Second, our participants’ education, fluency in English, and access to the internet suggest that they may come from a higher socioeconomic background, which may not accurately represent the views of the average Afghan citizen. However, this was done to ensure equal status of the contact participants, which is one of the optimal contact effectiveness prerequisites suggested by Allport (1954)7.

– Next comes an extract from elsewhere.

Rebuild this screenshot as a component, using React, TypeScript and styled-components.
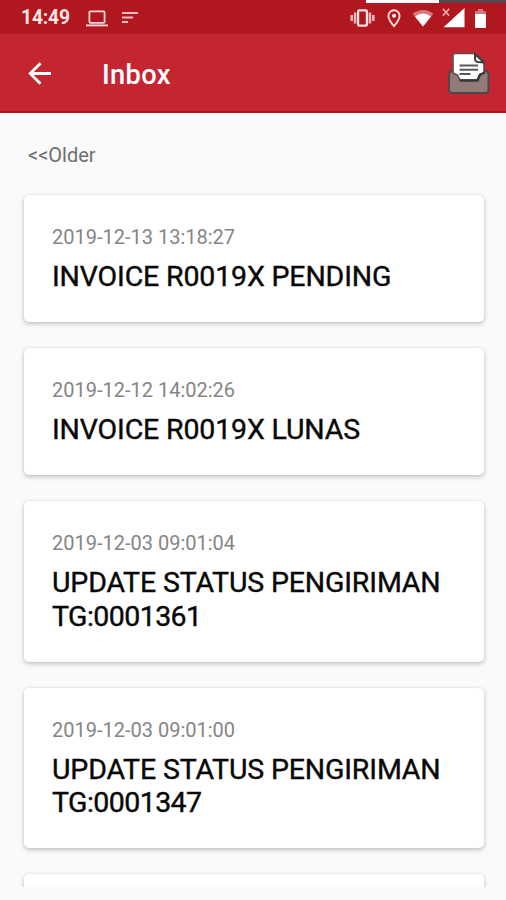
import React from 'react';
import styled, { createGlobalStyle } from 'styled-components';

const GlobalStyle = createGlobalStyle`
  * { box-sizing: border-box; }
  body { margin: 0; background: #fafafa; }
`;

const Screen = styled.div`
  position: relative;
  display: flex;
  flex-direction: column;
  width: 506px;
  height: 900px;
  overflow: hidden;
  background: #fafafa;
  font-family: Roboto, sans-serif;
`;

const TopStrip = styled.div`
  position: absolute;
  top: 0;
  right: 0;
  width: 140px;
  height: 3px;
  background: linear-gradient(to right, #fff 73px, #55474b 73px);
`;

const StatusBar = styled.header`
  display: flex;
  align-items: center;
  flex: none;
  height: 34px;
  padding: 2px 20px 0 21px;
  background: #b0171f;
  color: #fbe4e4;
`;

const Clock = styled.span`
  width: 65px;
  font-size: 19.3px;
  font-weight: 700;
  line-height: 32px;
  letter-spacing: -0.15px;
  white-space: nowrap;
`;

const Notifications = styled.div`
  display: flex;
  align-items: center;
  gap: 14px;
`;

const SystemIcons = styled.div`
  display: grid;
  grid-template-columns: 37px 25px 30px 33px 11px;
  align-items: center;
  margin-left: auto;
`;

const Icon = styled.svg`
  display: block;
  flex: none;
`;

const AppBar = styled.div`
  display: flex;
  align-items: center;
  flex: none;
  height: 79px;
  padding: 0 15px 0 28px;
  background: #c42631;
  border-bottom: 2px solid #b3131d;
  color: #fff;
`;

const Heading = styled.h1`
  flex: 1;
  margin: 5px 0 0 50px;
  font-size: 27.3px;
  font-weight: 500;
  line-height: 32px;
  letter-spacing: 0.3px;
`;

const Content = styled.main`
  display: flex;
  flex-direction: column;
  flex: none;
  height: 774px;
  overflow: hidden;
  padding: 28px 22px 0 24px;
`;

const OlderLink = styled.a`
  height: 28px;
  margin: 0 0 25px 4px;
  color: #6e6e6e;
  font-size: 20px;
  line-height: 28px;
`;

const MessageList = styled.div`
  display: flex;
  flex-direction: column;
  padding-top: 1px;
  gap: 26px;
`;

const Card = styled.article`
  flex: none;
  padding: 31px 28px 29px;
  border-radius: 5px;
  background: #fff;
  box-shadow: 0 2px 5px rgba(0, 0, 0, 0.22), 0 0 3px rgba(0, 0, 0, 0.08);
`;

const Timestamp = styled.time`
  display: block;
  height: 24px;
  margin-bottom: 10px;
  color: #858585;
  font-size: 20px;
  line-height: 23px;
`;

const Subject = styled.h2`
  margin: 0;
  color: #080808;
  font-size: 28.5px;
  font-weight: 400;
  line-height: 33.2px;
  letter-spacing: -0.55px;
  -webkit-text-stroke: 0.4px #080808;
  white-space: pre-line;

  &::first-line { letter-spacing: -0.15px; }
`;

const messages = [
  { time: '2019-12-13 13:18:27', subject: 'INVOICE R0019X PENDING' },
  { time: '2019-12-12 14:02:26', subject: 'INVOICE R0019X LUNAS' },
  { time: '2019-12-03 09:01:04', subject: 'UPDATE STATUS PENGIRIMAN\nTG:0001361' },
  { time: '2019-12-03 09:01:00', subject: 'UPDATE STATUS PENGIRIMAN\nTG:0001347' },
];

const LaptopIcon = () => (
  <Icon width="22" height="17" viewBox="0 0 22 17" fill="none" stroke="#fbd9da">
    <rect x="3.4" y="1.4" width="15.2" height="11.4" rx="1" strokeWidth="1.8" />
    <path d="M0 15.4h22" strokeWidth="1.9" />
  </Icon>
);

const NotesIcon = () => (
  <Icon width="18" height="14" viewBox="0 0 18 14" stroke="#f3bcbe" strokeWidth="2">
    <path d="M0 2h16M0 6.5h11M0 11h6" />
  </Icon>
);

const VibrateIcon = () => (
  <Icon width="25" height="18" viewBox="0 0 24 18" fill="none">
    <path d="M1.2 6v6M4.6 3.5v11M22.8 6v6M19.4 3.5v11" stroke="#efb5b8" strokeWidth="2.6" />
    <rect x="7.6" y="1.4" width="8.8" height="15.2" rx="1.2" stroke="#fbe4e4" strokeWidth="2.2" />
  </Icon>
);

const LocationIcon = () => (
  <Icon width="14" height="19" viewBox="0 0 14 19" fill="none">
    <path d="M7 1.2A5.6 5.6 0 0 0 1.4 6.8C1.4 10.8 7 17.2 7 17.2S12.6 10.8 12.6 6.8A5.6 5.6 0 0 0 7 1.2Z" stroke="#fbdcdc" strokeWidth="1.9" />
    <circle cx="7" cy="6.8" r="2.1" fill="#fbe4e4" />
  </Icon>
);

const WifiIcon = () => (
  <Icon width="22" height="18" viewBox="0 0 22 18">
    <path d="M.6 4.8C6.6-.4 15.4-.4 21.4 4.8L11 17.4Z" fill="#d8777c" />
    <path d="M3 7.4Q11 1.8 19 7.4L11 17.4Z" fill="#fff" />
  </Icon>
);

const SignalIcon = () => (
  <Icon width="23" height="20" viewBox="0 0 23 20">
    <path d="M22.5 0v19.2H1.5Z" fill="#fff" />
    <path d="M.8.7l6.4 7M7.2.7l-6.4 7" stroke="#f0b4b7" strokeWidth="1.6" />
  </Icon>
);

const BatteryIcon = () => (
  <Icon width="11" height="19" viewBox="0 0 11 19">
    <path d="M3 0h5v2h2q1 0 1 1v2H0V3q0-1 1-1h2Z" fill="#dc7378" />
    <path d="M0 5h11v13q0 1-1 1H1q-1 0-1-1Z" fill="#fff" />
  </Icon>
);

const BackIcon = () => (
  <Icon width="24" height="24" viewBox="0 0 24 24" fill="none" stroke="#fff" strokeWidth="2.8">
    <path d="M23 12.5H2.5M12.5 2.2L2.2 12.5l10.3 10.3" />
  </Icon>
);

const TrayIcon = () => (
  <Icon width="44" height="46" viewBox="0 -1 44 46" strokeLinejoin="round">
    <path d="M6 20H10L14 28H30L34 20H38Q41.5 20 41.5 24V39Q41.5 42 38.5 42H5Q2 42 2 39V24Q2 20 6 20Z" fill="#917b77" stroke="#51464a" strokeWidth="2" />
    <path d="M8 2.5H28.5L37 11V22L32.5 24.5L30.5 29H13L10.5 24L6 22V4.5Q6 2.5 8 2.5Z" fill="#fff" stroke="#61494e" strokeWidth="1.6" />
    <path d="M12.5 29.5H30.5L33 23.5L38 21.5" fill="none" stroke="#393638" strokeWidth="2.4" />
    <path d="M28 3L37 11.5L30.5 11Q28.2 10.5 28 8Z" fill="#fff" stroke="#3e3b3d" strokeWidth="2" />
    <path d="M12.5 14.5H31M12.5 18.7H31M12.5 23H23.5" stroke="#59585a" strokeWidth="2" />
  </Icon>
);

export default function App() {
  return (
    <Screen>
      <GlobalStyle />
      <StatusBar>
        <Clock>14:49</Clock>
        <Notifications>
          <LaptopIcon />
          <NotesIcon />
        </Notifications>
        <SystemIcons>
          <VibrateIcon />
          <LocationIcon />
          <WifiIcon />
          <SignalIcon />
          <BatteryIcon />
        </SystemIcons>
      </StatusBar>
      <TopStrip />
      <AppBar>
        <BackIcon />
        <Heading>Inbox</Heading>
        <TrayIcon />
      </AppBar>
      <Content>
        <OlderLink>&lt;&lt;Older</OlderLink>
        <MessageList>
          {messages.map((message) => (
            <Card key={message.time}>
              <Timestamp>{message.time}</Timestamp>
              <Subject>{message.subject}</Subject>
            </Card>
          ))}
          <Card />
        </MessageList>
      </Content>
    </Screen>
  );
}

Third, in this study, we introduced CAs as part of the research design to facilitate intergroup E-contact. However, it is important to acknowledge that in real-world scenarios, the adoption of CAs might not occur naturally. The controlled experimental setting of our study allowed us to assess the effects of CAs under specific conditions, but the translation of these findings to real-life situations should be approached with caution.

Conclusion

In summary, this study showed that using a conversational agent (CA) in intergroup electronic contact (E-contact) can reduce interethnic prejudices and hostility among Afghanistan’s historically segregated ethnic groups. The CA led to increased participation, longer discussions, and a greater reduction in outgroup prejudice and anxiety compared to the control condition, with moderate effect sizes similar to broader meta-analyses on intergroup contact. The findings support the hypothesis that CAs can promote positive intergroup interactions and underscore the importance of considering ethical implications, such as transparency and bias mitigation, when using CAs in intergroup contact scenarios. Despite limitations like unequal sample sizes and a controlled setting, the study provides valuable insights into the mechanisms that may help to reduce prejudice in conflict-affected settings and suggests potential for broader applicability of CA-facilitated interventions in diverse intergroup contexts.